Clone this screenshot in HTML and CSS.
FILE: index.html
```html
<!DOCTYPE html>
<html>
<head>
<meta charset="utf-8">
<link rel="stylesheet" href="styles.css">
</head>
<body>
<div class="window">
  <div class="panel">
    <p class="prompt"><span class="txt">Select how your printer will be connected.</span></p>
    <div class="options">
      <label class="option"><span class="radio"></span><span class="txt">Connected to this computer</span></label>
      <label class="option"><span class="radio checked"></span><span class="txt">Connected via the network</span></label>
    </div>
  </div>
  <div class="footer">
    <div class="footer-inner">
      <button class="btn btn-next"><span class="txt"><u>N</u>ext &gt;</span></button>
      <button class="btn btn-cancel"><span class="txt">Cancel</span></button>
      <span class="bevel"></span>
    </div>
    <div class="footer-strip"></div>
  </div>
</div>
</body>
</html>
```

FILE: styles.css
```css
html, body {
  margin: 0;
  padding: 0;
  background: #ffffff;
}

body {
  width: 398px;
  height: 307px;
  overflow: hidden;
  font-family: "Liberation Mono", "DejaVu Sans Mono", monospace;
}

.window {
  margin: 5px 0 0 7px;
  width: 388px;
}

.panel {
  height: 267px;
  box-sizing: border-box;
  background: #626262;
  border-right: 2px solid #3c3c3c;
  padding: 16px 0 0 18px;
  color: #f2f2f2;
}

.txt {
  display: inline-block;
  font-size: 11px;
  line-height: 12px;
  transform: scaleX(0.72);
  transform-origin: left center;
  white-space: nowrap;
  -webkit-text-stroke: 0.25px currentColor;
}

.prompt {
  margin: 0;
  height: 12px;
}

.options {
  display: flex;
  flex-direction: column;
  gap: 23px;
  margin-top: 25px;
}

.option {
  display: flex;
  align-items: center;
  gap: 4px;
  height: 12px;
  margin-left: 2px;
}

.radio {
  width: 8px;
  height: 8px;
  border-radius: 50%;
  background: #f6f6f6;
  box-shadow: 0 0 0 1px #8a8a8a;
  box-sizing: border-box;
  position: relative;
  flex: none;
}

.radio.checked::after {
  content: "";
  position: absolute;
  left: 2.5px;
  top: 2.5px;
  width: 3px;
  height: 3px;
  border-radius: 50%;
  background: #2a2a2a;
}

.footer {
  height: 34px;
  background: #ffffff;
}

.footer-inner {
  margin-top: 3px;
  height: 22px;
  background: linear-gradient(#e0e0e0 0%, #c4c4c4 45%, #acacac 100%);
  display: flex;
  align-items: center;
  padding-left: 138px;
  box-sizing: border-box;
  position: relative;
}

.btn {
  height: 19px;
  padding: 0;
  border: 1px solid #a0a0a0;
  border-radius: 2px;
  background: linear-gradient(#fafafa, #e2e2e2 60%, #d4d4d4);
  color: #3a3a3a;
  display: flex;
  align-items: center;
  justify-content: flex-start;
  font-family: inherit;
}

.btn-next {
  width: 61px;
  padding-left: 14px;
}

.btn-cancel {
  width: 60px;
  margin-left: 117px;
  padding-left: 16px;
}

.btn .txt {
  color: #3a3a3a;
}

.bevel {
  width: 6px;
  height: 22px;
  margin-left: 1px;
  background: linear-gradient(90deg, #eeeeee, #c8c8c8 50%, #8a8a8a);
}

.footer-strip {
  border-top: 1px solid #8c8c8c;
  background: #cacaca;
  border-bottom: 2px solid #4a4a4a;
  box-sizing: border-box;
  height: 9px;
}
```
::::::::::
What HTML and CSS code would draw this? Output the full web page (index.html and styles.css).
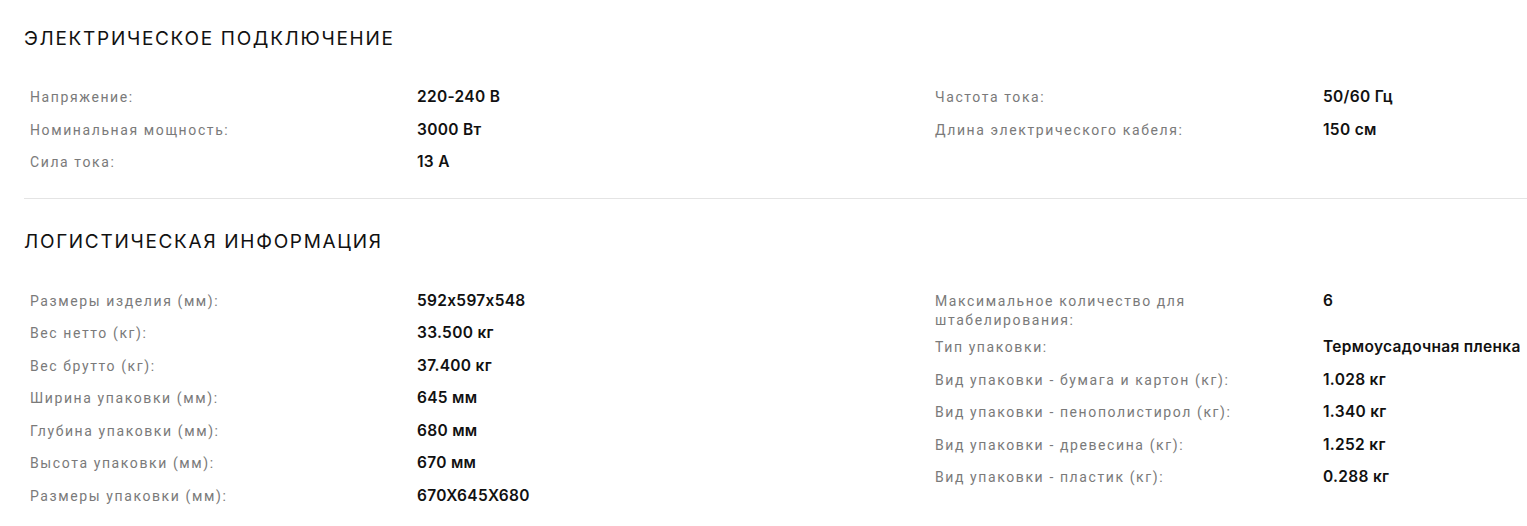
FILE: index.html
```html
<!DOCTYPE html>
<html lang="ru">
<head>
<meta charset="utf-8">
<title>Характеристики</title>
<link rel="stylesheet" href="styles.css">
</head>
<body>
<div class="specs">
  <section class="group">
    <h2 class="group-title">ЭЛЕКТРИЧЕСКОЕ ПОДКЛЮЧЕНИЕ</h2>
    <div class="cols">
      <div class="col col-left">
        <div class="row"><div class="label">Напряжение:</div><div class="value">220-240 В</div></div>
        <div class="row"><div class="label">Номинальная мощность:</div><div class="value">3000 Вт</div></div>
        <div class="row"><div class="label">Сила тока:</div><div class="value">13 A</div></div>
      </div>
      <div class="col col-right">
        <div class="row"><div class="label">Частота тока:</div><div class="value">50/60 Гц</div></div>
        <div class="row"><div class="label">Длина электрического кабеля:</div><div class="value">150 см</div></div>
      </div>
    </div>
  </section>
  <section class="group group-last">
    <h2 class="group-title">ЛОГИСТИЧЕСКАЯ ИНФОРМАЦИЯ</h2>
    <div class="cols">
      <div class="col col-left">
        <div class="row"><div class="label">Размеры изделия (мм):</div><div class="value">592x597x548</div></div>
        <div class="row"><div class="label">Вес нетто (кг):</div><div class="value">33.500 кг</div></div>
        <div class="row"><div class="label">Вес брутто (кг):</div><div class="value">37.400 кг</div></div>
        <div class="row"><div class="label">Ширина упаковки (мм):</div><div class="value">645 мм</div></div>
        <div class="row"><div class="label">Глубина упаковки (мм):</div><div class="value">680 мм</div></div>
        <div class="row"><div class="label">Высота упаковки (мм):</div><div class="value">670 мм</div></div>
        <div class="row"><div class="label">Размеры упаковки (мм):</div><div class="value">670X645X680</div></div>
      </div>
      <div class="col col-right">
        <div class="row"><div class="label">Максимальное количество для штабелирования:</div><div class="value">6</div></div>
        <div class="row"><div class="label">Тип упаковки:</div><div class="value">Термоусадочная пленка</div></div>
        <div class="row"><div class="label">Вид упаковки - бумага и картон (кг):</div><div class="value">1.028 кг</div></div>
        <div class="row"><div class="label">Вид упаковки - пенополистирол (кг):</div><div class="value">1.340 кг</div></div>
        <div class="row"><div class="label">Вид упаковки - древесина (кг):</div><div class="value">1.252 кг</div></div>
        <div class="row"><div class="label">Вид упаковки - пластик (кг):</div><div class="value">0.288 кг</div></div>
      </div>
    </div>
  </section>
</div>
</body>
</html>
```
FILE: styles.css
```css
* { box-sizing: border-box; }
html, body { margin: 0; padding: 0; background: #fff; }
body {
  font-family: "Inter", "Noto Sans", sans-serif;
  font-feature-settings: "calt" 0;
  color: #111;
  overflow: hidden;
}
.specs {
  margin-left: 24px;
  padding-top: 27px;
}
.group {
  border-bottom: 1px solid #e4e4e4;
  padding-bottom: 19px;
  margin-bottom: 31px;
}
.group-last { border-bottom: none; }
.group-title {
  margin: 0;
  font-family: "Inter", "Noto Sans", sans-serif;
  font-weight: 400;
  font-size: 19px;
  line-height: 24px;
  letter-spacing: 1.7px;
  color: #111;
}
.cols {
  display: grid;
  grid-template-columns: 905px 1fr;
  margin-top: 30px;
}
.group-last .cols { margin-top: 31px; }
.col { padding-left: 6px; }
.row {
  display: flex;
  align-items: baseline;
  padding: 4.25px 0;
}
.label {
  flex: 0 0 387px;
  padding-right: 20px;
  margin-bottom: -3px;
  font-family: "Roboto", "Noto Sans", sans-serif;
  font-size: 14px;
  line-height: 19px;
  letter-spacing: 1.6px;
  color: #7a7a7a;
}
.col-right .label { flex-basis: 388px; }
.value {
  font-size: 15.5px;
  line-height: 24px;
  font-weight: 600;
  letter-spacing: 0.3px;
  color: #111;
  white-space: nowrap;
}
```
::::::::::
> [What is being asked]
Among the records above, find each line holding the string "this" and pull it out.

> [Reply to the task]
Clone this screenshot in HTML and CSS.
      <label class="option"><span class="radio"></span><span class="txt">Connected to this computer</span></label>
What HTML and CSS code would draw this? Output the full web page (index.html and styles.css).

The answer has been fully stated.